Die Rechte gewinnt an Terrain in ganz Europa. Sie surft auf der Welle der Angst der Menschen, sowohl was die Arbeitslosigkeit, als auch die Unsicherheit in einem kriminellen Kontext betrifft. Die große Gefahr ist die, dass die Bevölkerungen nicht mehr die moralische, kulturelle und intellektuelle Bildung haben, um dem zu widerstehen. Die Linke hat einfach aufgehört, diese Rolle wahrzunehmen.

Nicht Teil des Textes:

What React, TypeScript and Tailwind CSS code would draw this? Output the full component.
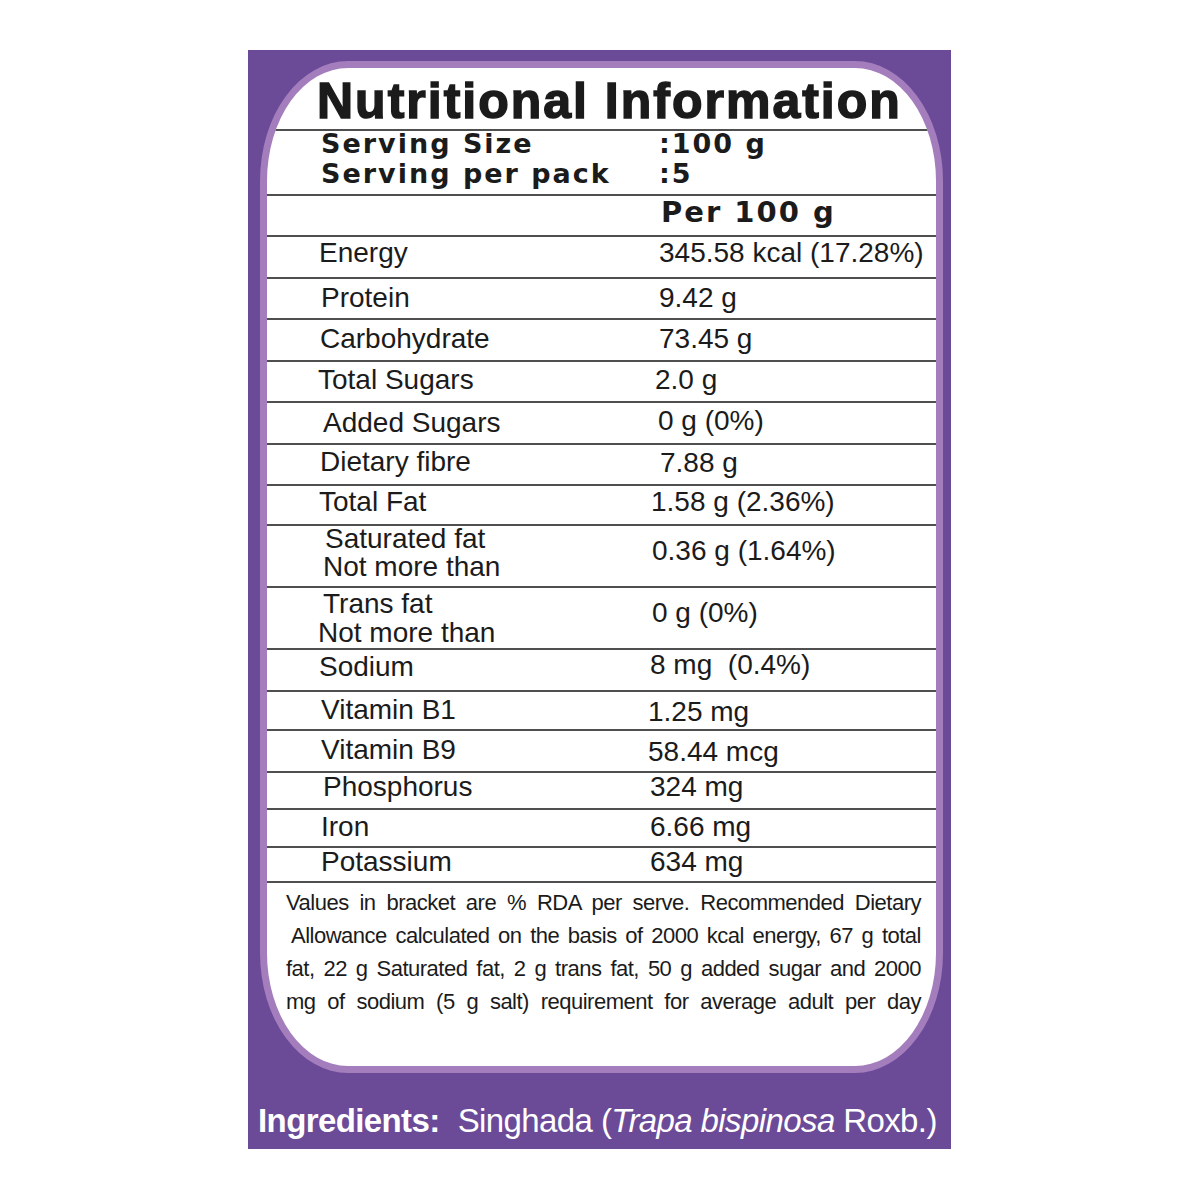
const sans = "[font-family:'Liberation_Sans',Arial,sans-serif]";
const wide = "[font-family:'DejaVu_Sans',Verdana,sans-serif]";

type Row = {
  label: string[];
  value: string;
  h: string;
  lp: string;
  lb: string;
  vp: string;
  vb: string;
  lead: string;
};

const rows: Row[] = [
  { label: ["Energy"], value: "345.58 kcal (17.28%)", h: "h-[42px]", lp: "pl-[52px]", lb: "pb-[10px]", vp: "pl-[12px]", vb: "pb-[10px]", lead: "leading-[28px]" },
  { label: ["Protein"], value: "9.42 g", h: "h-[41px]", lp: "pl-[54px]", lb: "pb-[6px]", vp: "pl-[12px]", vb: "pb-[6px]", lead: "leading-[28px]" },
  { label: ["Carbohydrate"], value: "73.45 g", h: "h-[42px]", lp: "pl-[53px]", lb: "pb-[7px]", vp: "pl-[12px]", vb: "pb-[7px]", lead: "leading-[28px]" },
  { label: ["Total Sugars"], value: "2.0 g", h: "h-[41px]", lp: "pl-[51px]", lb: "pb-[7px]", vp: "pl-[8px]", vb: "pb-[7px]", lead: "leading-[28px]" },
  { label: ["Added Sugars"], value: "0 g (0%)", h: "h-[42px]", lp: "pl-[56px]", lb: "pb-[6px]", vp: "pl-[11px]", vb: "pb-[8px]", lead: "leading-[28px]" },
  { label: ["Dietary fibre"], value: "7.88 g", h: "h-[41px]", lp: "pl-[53px]", lb: "pb-[8px]", vp: "pl-[13px]", vb: "pb-[7px]", lead: "leading-[28px]" },
  { label: ["Total Fat"], value: "1.58 g (2.36%)", h: "h-[40px]", lp: "pl-[52px]", lb: "pb-[8px]", vp: "pl-[4px]", vb: "pb-[8px]", lead: "leading-[28px]" },
  { label: ["Saturated fat", "Not more than"], value: "0.36 g (1.64%)", h: "h-[62px]", lp: "pl-[58px]", lb: "pb-[5px]", vp: "pl-[5px]", vb: "pb-[21px]", lead: "leading-[28px]" },
  { label: ["Trans fat", "Not more than"], value: "0 g (0%)", h: "h-[62px]", lp: "pl-[56px]", lb: "pb-[1px]", vp: "pl-[5px]", vb: "pb-[21px]", lead: "leading-[29px]" },
  { label: ["Sodium"], value: "8 mg  (0.4%)", h: "h-[42px]", lp: "pl-[52px]", lb: "pb-[9px]", vp: "pl-[3px]", vb: "pb-[11px]", lead: "leading-[28px]" },
  { label: ["Vitamin B1"], value: "1.25 mg", h: "h-[39px]", lp: "pl-[54px]", lb: "pb-[5px]", vp: "pl-[1px]", vb: "pb-[3px]", lead: "leading-[28px]" },
  { label: ["Vitamin B9"], value: "58.44 mcg", h: "h-[42px]", lp: "pl-[54px]", lb: "pb-[7px]", vp: "pl-[1px]", vb: "pb-[5px]", lead: "leading-[28px]" },
  { label: ["Phosphorus"], value: "324 mg", h: "h-[37px]", lp: "pl-[56px]", lb: "pb-[7px]", vp: "pl-[3px]", vb: "pb-[7px]", lead: "leading-[28px]" },
  { label: ["Iron"], value: "6.66 mg", h: "h-[38px]", lp: "pl-[54px]", lb: "pb-[5px]", vp: "pl-[3px]", vb: "pb-[5px]", lead: "leading-[28px]" },
  { label: ["Potassium"], value: "634 mg", h: "h-[35px]", lp: "pl-[54px]", lb: "pb-[5px]", vp: "pl-[3px]", vb: "pb-[5px]", lead: "leading-[28px]" },
];

const note = [
  "Values in bracket are % RDA per serve. Recommended Dietary",
  "Allowance calculated on the basis of 2000 kcal energy, 67 g total",
  "fat, 22 g Saturated fat, 2 g trans fat, 50 g added sugar and 2000",
  "mg of sodium (5 g salt) requirement for average adult per day",
];

export default function App() {
  return (
    <div className="w-[1200px] h-[1200px] bg-white pt-[50px] pl-[248px]">
      <div className="w-[703px] h-[1099px] bg-[#6b4a98] flex flex-col">
        {/* label panel */}
        <div className="mt-[11px] ml-[12px] w-[683px] h-[1012px] rounded-[88px/120px] border-[7px] border-[#a47dbd] bg-white overflow-hidden text-[#1b1b1b] flex flex-col">
          <div className="h-[63px] shrink-0 flex items-end border-b-2 border-[#4f4f4f] pl-[50px] pb-[3px]">
            <h1 className={`${sans} text-[50px] leading-[50px] font-bold tracking-[2px] [-webkit-text-stroke:1.5px_#1b1b1b]`}>
              Nutritional Information
            </h1>
          </div>

          <div className={`h-[65px] shrink-0 border-b-2 border-[#4f4f4f] flex ${wide} font-bold text-[27px] leading-[30px] tracking-[2px]`}>
            <div className="w-[392px] shrink-0 pl-[54px] -mt-[2px]">
              <div>Serving Size</div>
              <div>Serving per pack</div>
            </div>
            <div className="-mt-[2px]">
              <div>:100 g</div>
              <div>:5</div>
            </div>
          </div>

          <div className={`h-[41px] shrink-0 border-b-2 border-[#4f4f4f] flex items-end pl-[394px] pb-[8px] ${wide} font-bold text-[29px] leading-[29px] tracking-[2px]`}>
            Per 100 g
          </div>

          {rows.map((r) => (
            <div key={r.label[0]} className={`${r.h} shrink-0 border-b-2 border-[#4f4f4f] flex items-end ${sans} text-[28px]`}>
              <div className={`w-[380px] shrink-0 ${r.lp} ${r.lb} ${r.lead}`}>
                {r.label.map((l, i) => (
                  <div key={l} className={i === 1 && r.label[0] === "Trans fat" ? "-ml-[5px]" : i === 1 ? "-ml-[2px]" : ""}>
                    {l}
                  </div>
                ))}
              </div>
              <div className={`${r.vp} ${r.vb} leading-[28px] whitespace-pre`}>{r.value}</div>
            </div>
          ))}

          <div className={`flex-1 pt-[3px] pl-[19px] pr-[15px] ${sans} text-[22px] leading-[33px] tracking-[-0.5px]`}>
            {note.map((line, i) => (
              <div key={i} className={`text-justify [text-align-last:justify] ${i === 1 ? "pl-[5px]" : ""}`}>
                {line}
              </div>
            ))}
          </div>
        </div>

        {/* ingredients */}
        <div className={`flex-1 flex items-end pl-[10px] pb-[12px] ${sans} text-white text-[33px] leading-[33px] tracking-[-0.6px]`}>
          <span className="font-bold">Ingredients:</span>
          <span className="ml-[18px]">
            Singhada (<i>Trapa bispinosa</i> Roxb.)
          </span>
        </div>
      </div>
    </div>
  );
}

Früher gab es eine Art von ständiger Weiterbildung durch kulturelle Aktivitäten, sei es vom Kino, dem Theater, die die Ideale der Solidarität, die stärker sind als Angst, weitergetragen und vermittelt haben. Die Chance, die Europa jetzt hat, ist die, dass sich die Linke der Mitte, die Sozialdemokratie neu definiert, bevor es zu spät ist. Dieser Kultur, die immer individualistischer und konsumorientierter wird, muss etwas entgegen gehalten werden, denn genau diese Menschen geben Flüchtlingen die Schuld daran, wenn sie sich weniger leisten können. Hier muss man aktiv sein. Ich mache das als Filmemacher mit meinen Filmen; Kinosäle müssen erhalten, Filme gezeigt werden, die eine kritische Haltung und eine menschliche Solidarität vermitteln.